On any given day, you have three choices with respect to your doodad job: you can be easy with it; you can name the concrete steps you intend to take to shore up meaning or make new meaning; or you can feel uncertain about it and start the day gloomy, unmotivated, and a little existentially nauseous. The last of these three is obviously the worst choice. It is much better to opt to reinvest in your current choice or to opt to make a new choice than to live upset and doubting.
In the first case, you shut off your appraising for the day (with that off switch that we wish we had but that we are endeavoring to cultivate through awareness training) and enjoy the day. If you opt for choice number one, you actually stop pestering yourself about your current choice: you use your awareness training and your cognitive skills to stop your brain from continuing its assault and from saddening you on what is otherwise a perfectly fine day. Nor do you want to let some small event serve as a trigger for renewed appraising and doubting. If, for example, you prefer French fries to coleslaw but lunch comes with coleslaw, that isn't reason enough to open up the debate about whether your job is meaningful enough. You've already decided that, for today, you will not engage in all that appraising, deconstructing, and doubting; therefore, you must not let coleslaw undo your hard-won decision.

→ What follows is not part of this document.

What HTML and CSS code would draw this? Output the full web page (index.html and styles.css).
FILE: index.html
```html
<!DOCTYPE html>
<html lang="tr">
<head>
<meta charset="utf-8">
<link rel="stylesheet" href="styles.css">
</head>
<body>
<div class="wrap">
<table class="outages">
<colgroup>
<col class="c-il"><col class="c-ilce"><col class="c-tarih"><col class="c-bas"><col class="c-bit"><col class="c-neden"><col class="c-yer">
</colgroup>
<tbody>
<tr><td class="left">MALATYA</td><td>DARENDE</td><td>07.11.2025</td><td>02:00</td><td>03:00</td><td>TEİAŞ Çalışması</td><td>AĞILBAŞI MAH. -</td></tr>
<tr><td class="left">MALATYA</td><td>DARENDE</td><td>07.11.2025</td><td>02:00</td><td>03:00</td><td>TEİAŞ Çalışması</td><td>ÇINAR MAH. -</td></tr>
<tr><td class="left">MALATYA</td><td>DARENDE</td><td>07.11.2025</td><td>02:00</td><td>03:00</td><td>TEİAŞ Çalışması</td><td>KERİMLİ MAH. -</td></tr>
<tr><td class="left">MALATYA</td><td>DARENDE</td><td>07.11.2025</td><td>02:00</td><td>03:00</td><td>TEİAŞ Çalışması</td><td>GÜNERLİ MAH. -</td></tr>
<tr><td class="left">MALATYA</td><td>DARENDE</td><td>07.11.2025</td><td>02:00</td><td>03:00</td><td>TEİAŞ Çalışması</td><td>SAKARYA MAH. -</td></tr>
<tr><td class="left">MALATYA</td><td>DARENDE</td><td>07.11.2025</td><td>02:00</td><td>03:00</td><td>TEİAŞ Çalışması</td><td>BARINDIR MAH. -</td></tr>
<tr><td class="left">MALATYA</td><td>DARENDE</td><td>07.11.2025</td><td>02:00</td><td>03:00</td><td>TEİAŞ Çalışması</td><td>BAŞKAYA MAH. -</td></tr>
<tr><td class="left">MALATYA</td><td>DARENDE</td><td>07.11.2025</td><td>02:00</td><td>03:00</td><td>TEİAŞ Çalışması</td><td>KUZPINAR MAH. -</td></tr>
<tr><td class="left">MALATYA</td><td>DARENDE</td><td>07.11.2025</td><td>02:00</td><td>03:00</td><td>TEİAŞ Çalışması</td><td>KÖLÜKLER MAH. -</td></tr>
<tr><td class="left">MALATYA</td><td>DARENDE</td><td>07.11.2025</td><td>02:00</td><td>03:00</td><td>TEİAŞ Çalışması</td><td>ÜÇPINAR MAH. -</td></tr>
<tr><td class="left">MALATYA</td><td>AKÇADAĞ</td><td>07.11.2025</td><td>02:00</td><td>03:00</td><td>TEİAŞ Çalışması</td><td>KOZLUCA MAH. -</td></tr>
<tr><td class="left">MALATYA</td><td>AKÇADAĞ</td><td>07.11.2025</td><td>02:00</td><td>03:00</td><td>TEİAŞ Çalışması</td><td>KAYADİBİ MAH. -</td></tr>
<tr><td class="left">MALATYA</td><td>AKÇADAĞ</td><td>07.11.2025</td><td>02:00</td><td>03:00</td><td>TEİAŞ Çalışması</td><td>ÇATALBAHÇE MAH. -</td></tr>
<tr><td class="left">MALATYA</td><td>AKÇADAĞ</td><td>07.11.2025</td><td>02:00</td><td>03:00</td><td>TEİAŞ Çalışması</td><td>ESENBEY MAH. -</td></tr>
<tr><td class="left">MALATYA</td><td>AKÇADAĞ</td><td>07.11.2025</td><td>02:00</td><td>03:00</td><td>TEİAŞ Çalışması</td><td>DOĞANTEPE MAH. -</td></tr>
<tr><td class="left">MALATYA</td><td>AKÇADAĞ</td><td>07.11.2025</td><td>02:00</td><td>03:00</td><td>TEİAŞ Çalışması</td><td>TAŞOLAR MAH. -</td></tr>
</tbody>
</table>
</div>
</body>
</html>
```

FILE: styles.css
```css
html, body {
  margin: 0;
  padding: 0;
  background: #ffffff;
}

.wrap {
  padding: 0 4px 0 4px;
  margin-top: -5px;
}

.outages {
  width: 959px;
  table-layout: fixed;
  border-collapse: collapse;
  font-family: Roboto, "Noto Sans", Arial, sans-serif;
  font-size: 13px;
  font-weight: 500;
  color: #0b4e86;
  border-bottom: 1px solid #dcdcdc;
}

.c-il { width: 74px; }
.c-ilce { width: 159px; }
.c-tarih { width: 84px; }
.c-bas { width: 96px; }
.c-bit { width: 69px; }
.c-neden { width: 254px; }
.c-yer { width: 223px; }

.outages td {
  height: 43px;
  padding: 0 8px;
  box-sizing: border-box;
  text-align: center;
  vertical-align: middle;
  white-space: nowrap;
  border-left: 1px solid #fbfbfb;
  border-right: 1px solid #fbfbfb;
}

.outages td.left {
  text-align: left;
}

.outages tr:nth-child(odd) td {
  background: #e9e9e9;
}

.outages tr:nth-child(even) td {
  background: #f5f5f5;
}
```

In the second case, you decide to enjoy your day and to make some new meaning efforts, maybe by spending your lunch hour considering your next options (while enjoying that lovely lunch your work has provided).
A smart person, even if she can't help but see through, appraise, and deconstruct—even if her clear thinking puts her at odds with large segments of her society, and even if she has her doubts—can still energetically proceed in life. She can leave Hamlet to pace alone on the ramparts of Elsinore. Her ability to appraise both serves her and pesters her, and that is the hand she has been dealt. She can see clearly; she can see too clearly; she can see too clearly too often. But she can also maintain a proud, unwavering commitment to making value-based meaning even as her values shift in the earthquakes of living.